Image Credit: Pixabay

Image Credit: Pixabay

Here’s a thought, dreaming takes no effort.
Anyone can plop their heads on a pillow at night and dream without a license. No-one should begrudge your precious bucket-list and if people close to you do, lose them as friends. When we are awake and basking in the sun, (assuming you live in California) or lost on a dirt road, we wait. We wait for Fridays to feel giddy about our week, we wait for payday, we wait while a seed grows for nine months then birth a child who never outgrows our care.

For love, we wait for prince charming, I did. I got one with a lopsided smile that arrests my heart.
Boys wait too. Wondering, will I find the one? Will she open up to me, curl up to me in her sleep? Will she love me the same when I’m down?
We anticipate seasons (except tax season) and the magic we project on each one. In and out of season, we can seek happiness, meaning and find ways to serve. Most can’t wait to retire, but fear death. Sometimes we don’t even know what we are holding out for. We just know there’s “something more…”

The worst kind is waiting to be happy. Waiters serve.

I have realized that the real out-of-body-experience isn’t meeting a celebrity, or getting that sale or recognition but the tangible, wild, pulsating joy of volunteering and giving of myself. It is truly more satisfying to give than to receive. I’m grateful to TCOTW for letting me give.

What determines our quality of life? Per capita income? Even in developing countries, lives are drastically changed when people stop waiting to be served and get busy with life.
Immortality is wired in our hearts. Forever is a really long time to spend regretting not making a mark. We are deeply terrified of being forgotten. So with peace we’ll serve. On the way to our dreams, we’ll serve. Happy is always lurking at the corner of our lips.

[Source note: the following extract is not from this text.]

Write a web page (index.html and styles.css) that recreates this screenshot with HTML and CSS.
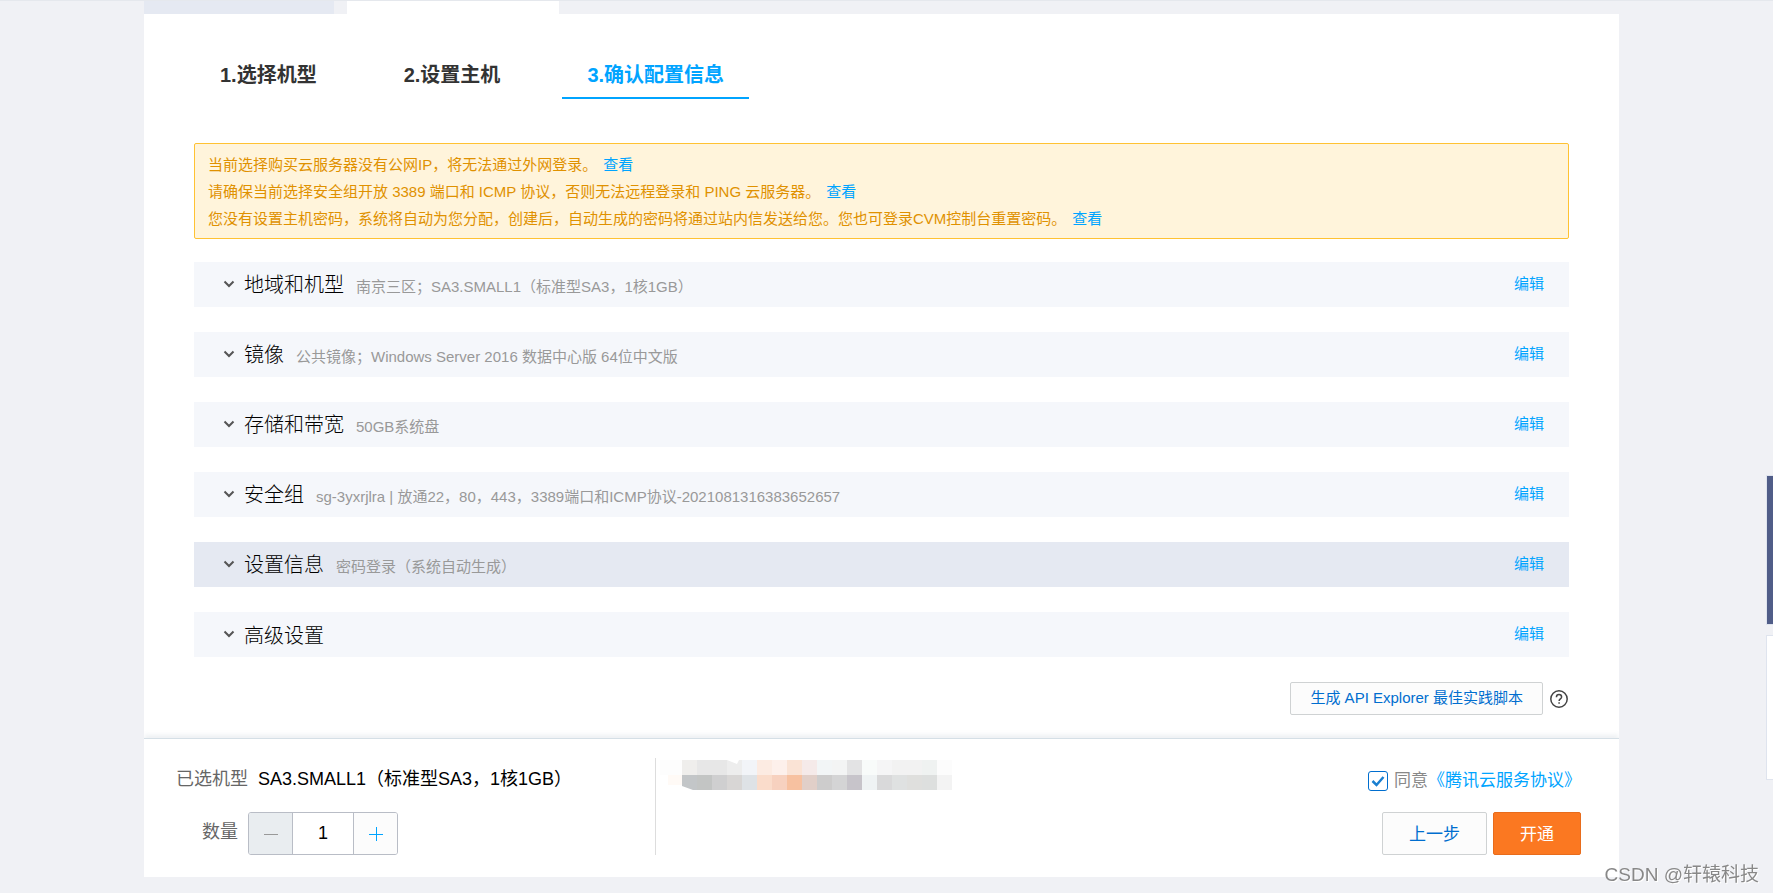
FILE: index.html
```html
<!DOCTYPE html>
<html lang="zh-CN">
<head>
    <meta charset="UTF-8">
    <meta name="viewport" content="width=device-width, initial-scale=1.0">
    <title>确认配置信息</title>
    <link rel="stylesheet" href="styles.css">
</head>
<body>
    <div class="page">
        <div class="top-tabs">
            <div class="top-tab"></div>
            <div class="top-tab active"></div>
        </div>

        <main class="panel">
            <nav class="steps">
                <a href="#" class="step">1.选择机型</a>
                <a href="#" class="step">2.设置主机</a>
                <a href="#" class="step active">3.确认配置信息</a>
            </nav>

            <div class="alert">
                <p>当前选择购买云服务器没有公网IP，将无法通过外网登录。<a href="#">查看</a></p>
                <p>请确保当前选择安全组开放 3389 端口和 ICMP 协议，否则无法远程登录和 PING 云服务器。<a href="#">查看</a></p>
                <p>您没有设置主机密码，系统将自动为您分配，创建后，自动生成的密码将通过站内信发送给您。您也可登录CVM控制台重置密码。<a href="#">查看</a></p>
            </div>

            <div class="sections">
                <div class="section">
                    <button type="button" class="section-toggle">
                        <svg class="chevron" viewBox="0 0 12 8"><path d="M1.5 1.5L6 6l4.500-4.500"/></svg>
                        <span class="section-title">地域和机型</span>
                        <span class="section-desc">南京三区；SA3.SMALL1（标准型SA3，1核1GB）</span>
                    </button>
                    <a href="#" class="edit">编辑</a>
                </div>
                <div class="section">
                    <button type="button" class="section-toggle">
                        <svg class="chevron" viewBox="0 0 12 8"><path d="M1.5 1.5L6 6l4.500-4.500"/></svg>
                        <span class="section-title">镜像</span>
                        <span class="section-desc">公共镜像；Windows Server 2016 数据中心版 64位中文版</span>
                    </button>
                    <a href="#" class="edit">编辑</a>
                </div>
                <div class="section">
                    <button type="button" class="section-toggle">
                        <svg class="chevron" viewBox="0 0 12 8"><path d="M1.5 1.5L6 6l4.500-4.500"/></svg>
                        <span class="section-title">存储和带宽</span>
                        <span class="section-desc">50GB系统盘</span>
                    </button>
                    <a href="#" class="edit">编辑</a>
                </div>
                <div class="section">
                    <button type="button" class="section-toggle">
                        <svg class="chevron" viewBox="0 0 12 8"><path d="M1.5 1.5L6 6l4.500-4.500"/></svg>
                        <span class="section-title">安全组</span>
                        <span class="section-desc">sg-3yxrjlra | 放通22，80，443，3389端口和ICMP协议-2021081316383652657</span>
                    </button>
                    <a href="#" class="edit">编辑</a>
                </div>
                <div class="section current">
                    <button type="button" class="section-toggle">
                        <svg class="chevron" viewBox="0 0 12 8"><path d="M1.5 1.5L6 6l4.500-4.500"/></svg>
                        <span class="section-title">设置信息</span>
                        <span class="section-desc">密码登录（系统自动生成）</span>
                    </button>
                    <a href="#" class="edit">编辑</a>
                </div>
                <div class="section">
                    <button type="button" class="section-toggle">
                        <svg class="chevron" viewBox="0 0 12 8"><path d="M1.5 1.5L6 6l4.500-4.500"/></svg>
                        <span class="section-title">高级设置</span>
                    </button>
                    <a href="#" class="edit">编辑</a>
                </div>
            </div>

            <div class="api-row">
                <button type="button" class="btn btn-api">生成 API Explorer 最佳实践脚本</button>
                <svg class="help" viewBox="0 0 18 18">
                    <circle cx="9" cy="9" r="8.200"/>
                    <path d="M6.400 7.200c0-1.700 1.100-2.700 2.600-2.700s2.600 1 2.600 2.400c0 1.900-2.500 2-2.500 4"/>
                    <path d="M9.100 12.200v1.500"/>
                </svg>
            </div>
        </main>

        <footer class="order-bar">
            <div class="order-info">
                <div class="order-line">
                    <span class="order-label">已选机型</span>
                    <span class="order-value">SA3.SMALL1（标准型SA3，1核1GB）</span>
                </div>
                <div class="order-line quantity-line">
                    <label class="order-label" for="quantity">数量</label>
                    <div class="stepper">
                        <button type="button" class="minus" aria-label="减少" disabled>
                            <svg viewBox="0 0 14 14"><path d="M0 7.500h14"/></svg>
                        </button>
                        <input type="text" id="quantity" value="1">
                        <button type="button" class="plus" aria-label="增加">
                            <svg viewBox="0 0 14 14"><path d="M0 7.500h14M7.500 0v14"/></svg>
                        </button>
                    </div>
                </div>
            </div>

            <div class="order-price">
                <svg class="mosaic" viewBox="0 0 292 30" shape-rendering="crispEdges">
                    <rect x="0" width="22" height="15" fill="#fdfdfd"/>
                    <rect x="8" y="15" width="14" height="10" fill="#fffaf6"/>
                    <rect x="22" width="15" height="15" fill="#efeeec"/>
                    <rect x="37" width="30" height="15" fill="#e7e7e7"/>
                    <rect x="67" width="15" height="15" fill="#ededed"/>
                    <rect x="82" width="15" height="15" fill="#f2f4f8"/>
                    <rect x="97" width="15" height="15" fill="#fcebe2"/>
                    <rect x="112" width="15" height="15" fill="#fdf0eb"/>
                    <rect x="127" width="15" height="15" fill="#fae3d5"/>
                    <rect x="142" width="15" height="15" fill="#f5eae9"/>
                    <rect x="157" width="15" height="15" fill="#f2f5f6"/>
                    <rect x="172" width="15" height="15" fill="#f3f4f4"/>
                    <rect x="187" width="15" height="15" fill="#e3e3e4"/>
                    <rect x="202" width="15" height="15" fill="#f8fbfa"/>
                    <rect x="217" width="15" height="15" fill="#f5f5f6"/>
                    <rect x="232" width="30" height="15" fill="#f2f2f2"/>
                    <rect x="262" width="15" height="15" fill="#eff2f1"/>
                    <rect x="277" width="15" height="15" fill="#fcfcfc"/>
                    <rect x="22" y="15" width="15" height="15" fill="#c3c6c8"/>
                    <rect x="37" y="15" width="15" height="15" fill="#c3c5c4"/>
                    <rect x="52" y="15" width="15" height="15" fill="#cfcfd0"/>
                    <rect x="67" y="15" width="15" height="15" fill="#d8d6d5"/>
                    <rect x="82" y="15" width="15" height="15" fill="#dee2e6"/>
                    <rect x="97" y="15" width="15" height="15" fill="#fadccb"/>
                    <rect x="112" y="15" width="15" height="15" fill="#f7d1bf"/>
                    <rect x="127" y="15" width="15" height="15" fill="#f7c1a0"/>
                    <rect x="142" y="15" width="15" height="15" fill="#e1cfc8"/>
                    <rect x="157" y="15" width="15" height="15" fill="#cdcccc"/>
                    <rect x="172" y="15" width="15" height="15" fill="#d4d4d5"/>
                    <rect x="187" y="15" width="15" height="15" fill="#c7c4ca"/>
                    <rect x="202" y="15" width="15" height="15" fill="#eff3f4"/>
                    <rect x="217" y="15" width="15" height="15" fill="#d9d9da"/>
                    <rect x="232" y="15" width="15" height="15" fill="#dfe1e1"/>
                    <rect x="247" y="15" width="15" height="15" fill="#dfdfdd"/>
                    <rect x="262" y="15" width="15" height="15" fill="#dddfde"/>
                    <rect x="277" y="15" width="15" height="15" fill="#f3f3f3"/>
                    <path d="M67 0h12l-2 4zM22 26l11 4H22z" fill="#fff" shape-rendering="auto"/>
                </svg>
            </div>

            <div class="order-actions">
                <div class="agreement">
                    <input type="checkbox" id="agree" checked>
                    <label for="agree">同意</label><a href="#">《腾讯云服务协议》</a>
                </div>
                <div class="buttons">
                    <button type="button" class="btn btn-prev">上一步</button>
                    <button type="button" class="btn btn-submit">开通</button>
                </div>
            </div>
        </footer>
    </div>

    <aside class="side-tools">
        <div class="side-tool blue"></div>
        <div class="side-tool"></div>
    </aside>

    <div class="watermark">CSDN @轩辕科技</div>
</body>
</html>
```
FILE: styles.css
```css
* {
    box-sizing: border-box;
    margin: 0;
    padding: 0;
}

body {
    background-color: #f0f1f5;
    color: #000;
    font-family: "Liberation Sans", "Noto Sans CJK SC", sans-serif;
    font-size: 15px;
    line-height: 27px;
    border-top: 1px solid #e5e8ed;
}

button, input {
    font-family: inherit;
}

a {
    color: #00a4ff;
    text-decoration: none;
}

.page {
    margin: 0 154px 16px 144px;
}

/* tabs above the panel */
.top-tabs {
    display: flex;
    gap: 13px;
    height: 13px;
}

.top-tab {
    width: 190px;
    background-color: #e5e9f2;
}

.top-tab.active {
    width: 212px;
    background-color: #fff;
}

.panel {
    background-color: #fff;
    padding: 35px 50px 23px;
}

.steps {
    display: flex;
    gap: 37px;
    margin-bottom: 44px;
    padding-left: 1px;
}

.step {
    padding: 12px 25px 8px;
    border-bottom: 2px solid transparent;
    color: #333;
    font-size: 20px;
    font-weight: bold;
    line-height: 28px;
}

.step.active {
    color: #00a4ff;
    border-bottom-color: #00a4ff;
}

.alert {
    margin-bottom: 23px;
    padding: 7px 13px 6px;
    border: 1px solid #ffc233;
    border-radius: 2px;
    background-color: #fff4db;
    color: #e09100;
}

.alert a {
    margin-left: 6px;
}

/* collapsed configuration sections */
.sections {
    display: grid;
    gap: 25px;
}

.section {
    display: flex;
    align-items: center;
    justify-content: space-between;
    height: 45px;
    padding: 0 25px 0 29px;
    background-color: #f5f7fb;
}

.section.current {
    background-color: #e5e9f2;
}

.section-toggle {
    display: flex;
    align-items: baseline;
    padding-top: 2px;
    border: none;
    background: none;
    cursor: pointer;
    line-height: 30px;
}

.chevron {
    width: 12px;
    height: 8px;
    margin: 0 9px 4px 0;
    align-self: center;
    fill: none;
    stroke: #555;
    stroke-width: 2;
}

.section-title {
    color: #000;
    font-size: 20px;
    font-weight: 300;
}

.section-desc {
    margin-left: 12px;
    color: #999;
    font-size: 15px;
}

.edit {
    padding-bottom: 2px;
}

.btn {
    border: 1px solid #cfd2d3;
    border-radius: 2px;
    background-color: #fcfcfc;
    color: #006ecf;
    cursor: pointer;
}

.api-row {
    display: flex;
    align-items: center;
    justify-content: flex-end;
    gap: 7px;
    margin-top: 25px;
    padding-right: 1px;
}

.btn-api {
    height: 33px;
    padding: 0 19px 4px;
    font-size: 15px;
}

.help {
    width: 18px;
    height: 18px;
    fill: none;
    stroke: #444;
    stroke-width: 1.5;
}

/* order bar */
.order-bar {
    display: flex;
    position: relative;
    padding: 19px 38px 22px 32px;
    border-top: 1px solid #d5dfe6;
    background-color: #fff;
    box-shadow: 0 -3px 5px rgba(100, 120, 150, 0.12);
    clip-path: inset(-10px 0 0 0);
}

.order-info {
    display: flex;
    flex-direction: column;
    gap: 19px;
    width: 480px;
    border-right: 1px solid #ddd;
    font-size: 18px;
}

.order-line {
    display: flex;
    align-items: center;
    gap: 10px;
    padding-top: 8px;
}

.order-label {
    color: #666;
}

.quantity-line {
    padding: 0 0 0 26px;
}

.quantity-line .order-label {
    padding-bottom: 2px;
}

.stepper {
    display: flex;
    height: 43px;
    border: 1px solid #b9bdc6;
    border-radius: 3px;
    overflow: hidden;
}

.stepper button {
    display: flex;
    align-items: center;
    justify-content: center;
    width: 43px;
    border: none;
    background-color: #fcfcfc;
}

.stepper button.minus {
    background-color: #e9edf0;
}

.stepper svg {
    width: 14px;
    height: 14px;
    fill: none;
    stroke: #00a4ff;
}

.stepper .minus svg {
    stroke: #999;
}

.stepper input {
    width: 62px;
    border: 1px solid #b9bdc6;
    border-width: 0 1px;
    text-align: center;
    color: #000;
    font-size: 18px;
}

.order-price {
    flex: 1;
    padding: 2px 4px;
}

.mosaic {
    display: block;
    width: 292px;
    height: 30px;
}

.order-actions {
    display: flex;
    flex-direction: column;
    gap: 18px;
    align-items: flex-end;
    font-size: 17px;
}

.agreement {
    display: flex;
    align-items: center;
    padding-top: 9px;
    color: #888;
}

.agreement input {
    appearance: none;
    width: 20px;
    height: 20px;
    margin-right: 6px;
    border: 1px solid #006ecf;
    border-radius: 3px;
    background: #fff url("data:image/svg+xml,%3Csvg xmlns='http://www.w3.org/2000/svg' viewBox='0 0 18 18'%3E%3Cpath d='M3.500 9l4 4 7-8' fill='none' stroke='%231b7fd0' stroke-width='2.500'/%3E%3C/svg%3E") center no-repeat;
}

.buttons {
    display: flex;
    gap: 6px;
}

.btn-prev,
.btn-submit {
    height: 43px;
    padding: 0 26px 3px;
    font-size: 17px;
}

.btn-submit {
    border-color: #e86c1c;
    background-color: #fb7821;
    color: #fff;
}

/* tools pinned to the right edge */
.side-tools {
    position: fixed;
    top: 475px;
    right: 0;
    display: grid;
    gap: 10px;
}

.side-tool {
    width: 7px;
    height: 145px;
    border: 1px solid #dfe4ee;
    border-right: none;
    background-color: #fff;
}

.side-tool.blue {
    height: 150px;
    background-color: #505d88;
}

.watermark {
    position: fixed;
    right: 14px;
    bottom: 5px;
    color: #888;
    font-size: 19px;
    text-shadow: 1px 1px 0 #fff;
}
```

If all we do is dream, like those fleeting visions…we will be forgotten.

 

Image Credit: Pixabay

Image Credit: Pixabay

Unexpected Tranquility by Wendell Berry

I come into the peace of wild things,
who do not tax their lives with forethought of grief
I come to the presence of still water
And I feel above me the day – blind stars waiting their light.
For a time I rest in the grace of the world
and am free.
 

PS: I am becoming a big fan of Wendell Berry.  He is 80 years…still waiting and serving.